Two of your previous Traumafessions have conspired to remind me of a fleeting terror of my own.
Sean of the Dead’s HAPPY DAYS story was terrifying to me as well. As Mickster points out in her comment, I DID hide behind the couch every time I thought that headless figure in the rocker was about to appear.
Also I think Kurt tapped my brain with his memories of ancient weather alerts. The 1974 Superoutbreak that Mickster mentions took the roof off of several houses in my neighborhood. I wasn’t living there yet, but I saw pictures of the damage as a child. Then the 1989 F4 Tornado touched down about a mile from my house.
But there was ANOTHER HAPPY DAYS episode (season 6, “Fearless Malph”) that stuck in my brain like an echo ever since.
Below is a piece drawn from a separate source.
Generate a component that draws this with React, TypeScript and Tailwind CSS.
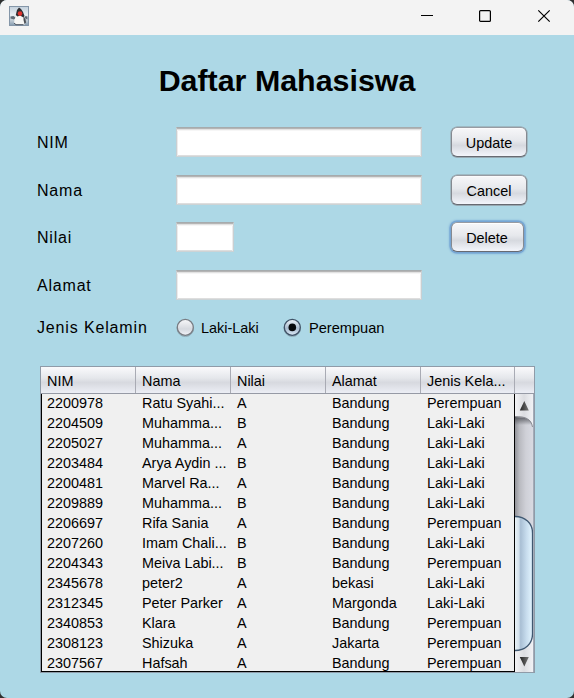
import React from "react";

const columns = ["NIM", "Nama", "Nilai", "Alamat", "Jenis Kela..."];

const students = [
  ["2200978", "Ratu Syahi...", "A", "Bandung", "Perempuan"],
  ["2204509", "Muhamma...", "B", "Bandung", "Laki-Laki"],
  ["2205027", "Muhamma...", "A", "Bandung", "Laki-Laki"],
  ["2203484", "Arya Aydin ...", "B", "Bandung", "Laki-Laki"],
  ["2200481", "Marvel Ra...", "A", "Bandung", "Laki-Laki"],
  ["2209889", "Muhamma...", "B", "Bandung", "Laki-Laki"],
  ["2206697", "Rifa Sania", "A", "Bandung", "Perempuan"],
  ["2207260", "Imam Chali...", "B", "Bandung", "Laki-Laki"],
  ["2204343", "Meiva Labi...", "B", "Bandung", "Perempuan"],
  ["2345678", "peter2", "A", "bekasi", "Laki-Laki"],
  ["2312345", "Peter Parker", "A", "Margonda", "Laki-Laki"],
  ["2340853", "Klara", "A", "Bandung", "Perempuan"],
  ["2308123", "Shizuka", "A", "Jakarta", "Perempuan"],
  ["2307567", "Hafsah", "A", "Bandung", "Perempuan"],
];

function JavaIcon() {
  return (
    <svg width="20" height="20" viewBox="0 0 20 20">
      <defs>
        <linearGradient id="sky" x1="0" y1="0" x2="0" y2="1">
          <stop offset="0" stopColor="#c3d0dc" />
          <stop offset=".45" stopColor="#e9eff3" />
          <stop offset=".8" stopColor="#b3c0cb" />
          <stop offset="1" stopColor="#8299ae" />
        </linearGradient>
        <filter id="soft"><feGaussianBlur stdDeviation=".45" /></filter>
      </defs>
      <rect x=".5" y=".5" width="19" height="19" fill="url(#sky)" stroke="#8496a8" />
      <g filter="url(#soft)">
        <path d="M1.500 10.500l3-.5 2.500 2-2 1.500-3.500-1zM18.500 10.500l-2-.5-1 2 3 1.500z" fill="#5f6b76" />
        <path d="M7.500 9L5.500 13.500 5 17l2.500 1.800h8L16 16l-1.500-7z" fill="#f6f6f4" />
        <path d="M10 1.500L8 4 6.800 9 8.500 10.500 11 9.500l3.500 2 1-1.500-1.500-4L12 3z" fill="#2e2e33" />
        <path d="M14.500 10l2 3.500.5 3-1.500 1.500-1-4z" fill="#4a4d52" />
        <path d="M5 17l2 1.700h7.500" fill="none" stroke="#4d5660" />
        <circle cx="11" cy="7.600" r="2.300" fill="#e0342e" />
      </g>
    </svg>
  );
}

function TitleBar() {
  return (
    <div className="flex h-[35px] items-start justify-between bg-[#f3f3f3] pl-[9px]">
      <div className="pt-[6px]"><JavaIcon /></div>
      <div className="flex gap-[44px] pt-[9px] pr-[23px]">
        <svg width="14" height="14" viewBox="0 0 14 14" stroke="#000"><path d="M0 6.5h12" /></svg>
        <svg width="14" height="14" viewBox="0 0 14 14" fill="none" stroke="#000" strokeWidth="1.2"><rect x=".6" y="1.6" width="10.8" height="10.8" rx="1" /></svg>
        <svg width="14" height="14" viewBox="0 0 14 14" stroke="#000" strokeWidth="1.2"><path d="M1.300 1.300l11.400 11.400M12.700 1.300L1.300 12.700" /></svg>
      </div>
    </div>
  );
}

function Field({ width }: { width: string }) {
  return (
    <input
      className={`${width} h-[30px] border border-x-[#c9cfd2] border-t-[#a6abad] border-b-[#cdd3d5] bg-white shadow-[inset_0_1px_0_#b5b5b5,inset_0_2px_0_#e2e2e2,inset_0_3px_0_#f6f6f6,inset_1px_0_0_#ececec,inset_-1px_0_0_#ececec,inset_0_-1px_0_#dedede] outline-none`}
    />
  );
}

function PushButton({ label, width, focused }: { label: string; width: string; focused?: boolean }) {
  const ring = focused
    ? "pt-px pr-px shadow-[0_0_0_1.5px_#76a5d3,0_0_2px_2px_#86b5db,inset_0_1px_0_#fff]"
    : "pt-[2px] shadow-[0_0_0_0.5px_#8f99a0,0_1px_0_#9eb9c4,inset_0_1px_0_#fbfbfc]";
  return (
    <button
      className={`${width} ${ring} ml-px flex h-[30px] items-center justify-center rounded-[6px] border border-x-[#858990] border-t-[#989ba2] border-b-[#676a72] bg-[linear-gradient(#f7f7f9,#e6e8ec_45%,#d6d9df_62%,#f3f5fb_100%)] text-[14.4px] leading-[18px]`}
    >
      {label}
    </button>
  );
}

function FormRow({ label, width, children }: { label: string; width: string; children?: React.ReactNode }) {
  return (
    <div className="flex h-[47.5px] items-start">
      <label className="w-[139px] text-[16px] leading-[31px] tracking-[0.8px]">{label}</label>
      <div className="w-[274px]"><Field width={width} /></div>
      {children}
    </div>
  );
}

function Radio({ selected }: { selected?: boolean }) {
  return (
    <svg width="20" height="20" viewBox="0 0 20 20">
      <defs>
        <linearGradient id="radioOff" x1="0" y1="0" x2="0" y2="1">
          <stop offset="0" stopColor="#f8f8fa" />
          <stop offset=".6" stopColor="#d6d9df" />
          <stop offset="1" stopColor="#f2f4fa" />
        </linearGradient>
        <linearGradient id="radioOn" x1="0" y1="0" x2="0" y2="1">
          <stop offset="0" stopColor="#f0f5f9" />
          <stop offset=".55" stopColor="#a9bccf" />
          <stop offset="1" stopColor="#dbeaf8" />
        </linearGradient>
      </defs>
      <circle cx="10.3" cy="10.3" r="8.3" fill="none" stroke="#8ca9b6" strokeWidth=".9" />
      <circle cx="10.3" cy="9.4" r="8" fill={selected ? "url(#radioOn)" : "url(#radioOff)"} stroke={selected ? "#3f5267" : "#787c83"} strokeWidth="1.3" />
      {selected && <circle cx="10.3" cy="9.4" r="3.8" fill="#07090b" />}
    </svg>
  );
}

function ScrollBar() {
  return (
    <svg width="18" height="278" viewBox="0 0 18 278">
      <defs>
        <linearGradient id="track">
          <stop offset="0" stopColor="#929399" />
          <stop offset=".25" stopColor="#b9bac0" />
          <stop offset=".6" stopColor="#cfd0d7" />
          <stop offset="1" stopColor="#d8dae2" />
        </linearGradient>
        <linearGradient id="thumb">
          <stop offset="0" stopColor="#e9f2f7" />
          <stop offset=".22" stopColor="#d3e1ec" />
          <stop offset=".32" stopColor="#a9bfd4" />
          <stop offset=".65" stopColor="#c7dced" />
          <stop offset="1" stopColor="#e3f5ff" />
        </linearGradient>
        <linearGradient id="cap">
          <stop offset="0" stopColor="#f3f3f5" />
          <stop offset=".5" stopColor="#dcdde1" />
          <stop offset="1" stopColor="#f1f2f5" />
        </linearGradient>
        <linearGradient id="capShade" x1="0" y1="0" x2="0" y2="1">
          <stop offset="0" stopColor="#505258" />
          <stop offset="1" stopColor="#505258" stopOpacity="0" />
        </linearGradient>
        <linearGradient id="arrow">
          <stop offset="0" stopColor="#242424" />
          <stop offset="1" stopColor="#777" />
        </linearGradient>
      </defs>
      <rect width="18" height="278" fill="url(#track)" />
      <rect y="22" width="18" height="9" fill="url(#capShade)" />
      <path d="M0 0h18v33C17 26 12 23 0 23z" fill="url(#cap)" />
      <path d="M0 22.500C11 22.500 16 25 17.500 33" fill="none" stroke="#777980" strokeWidth=".8" />
      <path d="M0 278V256.500C12 256.500 17 250 18 240v38z" fill="url(#cap)" />
      <path d="M0 122.500C10 122.500 17.500 129 17.500 139V240C17.500 250 10 256.500 0 256.500z" fill="url(#thumb)" />
      <path d="M0 122.500C10 122.500 17.500 129 17.500 139V240C17.500 250 10 256.500 0 256.500" fill="none" stroke="#3f5871" strokeWidth="1.3" />
      <path d="M4.800 16.500L9.300 7 13.800 16.500zM4.800 263L9.300 272.500 13.800 263z" fill="url(#arrow)" />
    </svg>
  );
}

function StudentTable() {
  return (
    <div className="mt-[27px] ml-[3px] h-[307px] w-[495px] border border-[#8f9ba8] text-[14.4px]">
      <div className="flex h-[27px] border-b border-[#969aa5] bg-[linear-gradient(#fafafc,#e5e7eb_42%,#d7d9df_60%,#eceef5_100%)]">
        {columns.map((name, i) => (
          <div key={name} className={`${i === 4 ? "w-[94px]" : "w-[95px]"} shrink-0 border-r border-[#a9abb4] pl-[6px] leading-[29px]`}>{name}</div>
        ))}
      </div>
      <div className="flex h-[278px]">
        <div className="h-[278px] w-[474px] overflow-hidden border-x border-b border-black bg-[#f0f0f0]">
          {students.map((row) => (
            <div key={row[0]} className="flex h-[20px] leading-[18px]">
              {row.map((cell, i) => (
                <span key={i} className="w-[95px] shrink-0 pl-[5px] whitespace-nowrap">{cell}</span>
              ))}
            </div>
          ))}
        </div>
        <ScrollBar />
        <div className="w-px bg-[#a3abb7]" />
      </div>
    </div>
  );
}

export default function App() {
  return (
    <div className="h-[698px] w-[574px] overflow-hidden bg-[#303030] font-['Liberation_Sans',Arial,sans-serif] text-black">
      <div className="h-[698px] overflow-hidden rounded-[7px] bg-[#add8e6]">
        <TitleBar />
        <main className="px-[37px]">
          <h1 className="pt-[25px] text-center text-[30.4px] leading-[40px] font-bold">Daftar Mahasiswa</h1>
          <div className="pt-[27px]">
            <FormRow label="NIM" width="w-[246px]"><PushButton label="Update" width="w-[76px]" /></FormRow>
            <FormRow label="Nama" width="w-[246px]"><PushButton label="Cancel" width="w-[76px]" /></FormRow>
            <FormRow label="Nilai" width="w-[58px]"><PushButton label="Delete" width="w-[73px]" focused /></FormRow>
            <FormRow label="Alamat" width="w-[246px]" />
          </div>
          <div className="flex h-[22px] items-center text-[14.4px]">
            <span className="w-[138px] text-[16px] tracking-[0.85px] whitespace-nowrap">Jenis Kelamin</span>
            <label className="flex w-[107px] items-center gap-[6px]"><Radio /><span className="pt-px">Laki-Laki</span></label>
            <label className="flex items-center gap-[7px]"><Radio selected /><span className="pt-px text-[14.6px]">Perempuan</span></label>
          </div>
          <StudentTable />
        </main>
      </div>
    </div>
  );
}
That episode involved Ralph Malph’s pantophobia and a professor who hypnotized him into being (you guessed it) fearless. Richie and Malph (and possibly Potsie) visited the Professor because Richie was working on some dumb article for his school newspaper. While they were there, the Professor’s lab rats began to act all jittery, which Prof reads as a prediction for a Tornado to hit Milwaukee at PRECISELY 6:22 that evening. What the hell??? How has the science of meteorology regressed so much since the ‘50s? Anyway, this is the point when Malph is hypnotized, everyone runs off to Arnold’s to warn the gang of their impending doom, and then the tornado strikes and mayhem reigns supreme. Everyone dies, the end.
But what really got me about this episode and what really made it resonate in my mind for all these years is that I watched it at home on a sunny summer day. The kind of summer day that anyone from Alabama knows will turn black as pitch not long after lunch and then rain destruction down on you while you huddle in the bathtub or under the stairs. And what do you know, not 30 minutes before this very episode of HAPPY DAYS aired, the weather alert sirens went off, the radio upstairs and the one on the T.V. I’m pretty sure it was just a warning, because my father remained in his office upstairs working. However, seeing the names of surrounding counties scrolling at the bottom of the screen, and seeing the sky turn black outside my window while the kids from Milwaukee are pelted by debris on screen…well… I wasn’t familiar with the term “surreal” at the time, but I knew what it felt like.
I’m not scared of tornadoes like I was as a child anymore, and I’ll never think of them the same way. They have passed beyond reality for me, into the realm of myth. Now, a tornado watch/warning is something that piques my interest, like a good ghost story or stumbling across an old T.V. show on cable late at night. I can’t not watch.